Oyez ! Oyez ! Le Haut Tribunal Populaire de la Culture dans sa séance extraordinaire du 23 septembre 2003, décrète que tout individu en possession d’un livre de Dostoïevski avant l’âge de cinquante ans soit condamné à lire les actes des tribunaux staliniens jusqu’à ce que mort (de l’esprit) s’en suive.

Oyez ! Oyez ! Le Haut Tribunal Populaire de la Culture…

Oyez ! Oyez !

Dans cette lecture, tardive sans être décadente, il n’y a pas que du positif — pour employer une expression des hommes de ménage de la psychologie. Parfois une espèce de sens critique mal placé vient bousculer mes sentiments et donne naissance à une irritation fort désagréable que l’ignorance de la vingtaine m’aurait épargnée. La note dans l’édition de la Pléiade à « C’est ainsi sans doute que les condamnés qu’on mène au supplice s’accrochent mentalement à tous les objets qu’ils rencontrent en chemin », que je me suis empressé d’aller lire est un bon exemple d’irritation difficile à calmer. Je pensais d’y trouver une référence à la simulation de la fusillade de Dostoïevski et de ses camarades du complot Petrachevski.

« Dostoïevski (…) fut condamné à mort et conduit avec ses camarades sur le lieu de l’exécution.
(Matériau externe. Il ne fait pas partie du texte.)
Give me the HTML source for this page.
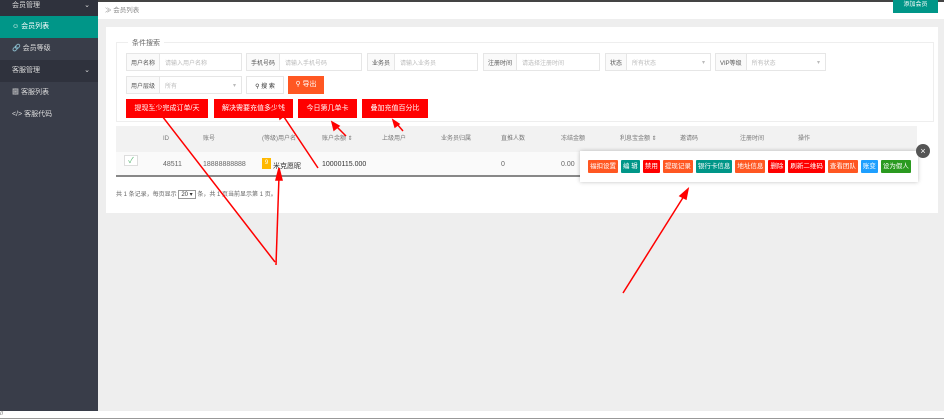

Là leur peine fut commuée en travaux forcés. Dans plusieurs de ses œuvres, il fait allusion à cet épisode tragique et retrace les impression d’un homme qui croient vivre ses derniers instants ». Non. Aucune mention à la simulation, à ce détail qui n’en est pas un[1] :

— Allignez-les !

Les condamnés sont sur l’échafaud.

— Présentez armes !

Le procureur hurle la sentence.

— Les condamnés en rang de trois !

Le sermon du pope.

— Pétrachevski… Mombelli… Grigorieux.

Dostoïevski pour la deuxième fusillade.

— Chargez armes !

Les cagoules sont baissées.

— En joue !

Un galop dans la place.

— Pour vous mon général !

Un billet de Nicolas premier pour le général Soumarokov.

— Sa Majesté commue la peine de mort…

Il n’était pas dans le premier groupe. Ce n’est quand même pas un détail. Vous n’êtes pas d’accord ? Allez lire L’idiot.

 



[1] Adaptation des pages 140..144 de Dostoïevski de Leonid Grossman (Parangon 2003). Livre sans intérêt quand on le compare à la biographie de Dostoïevski de Joseph Frank.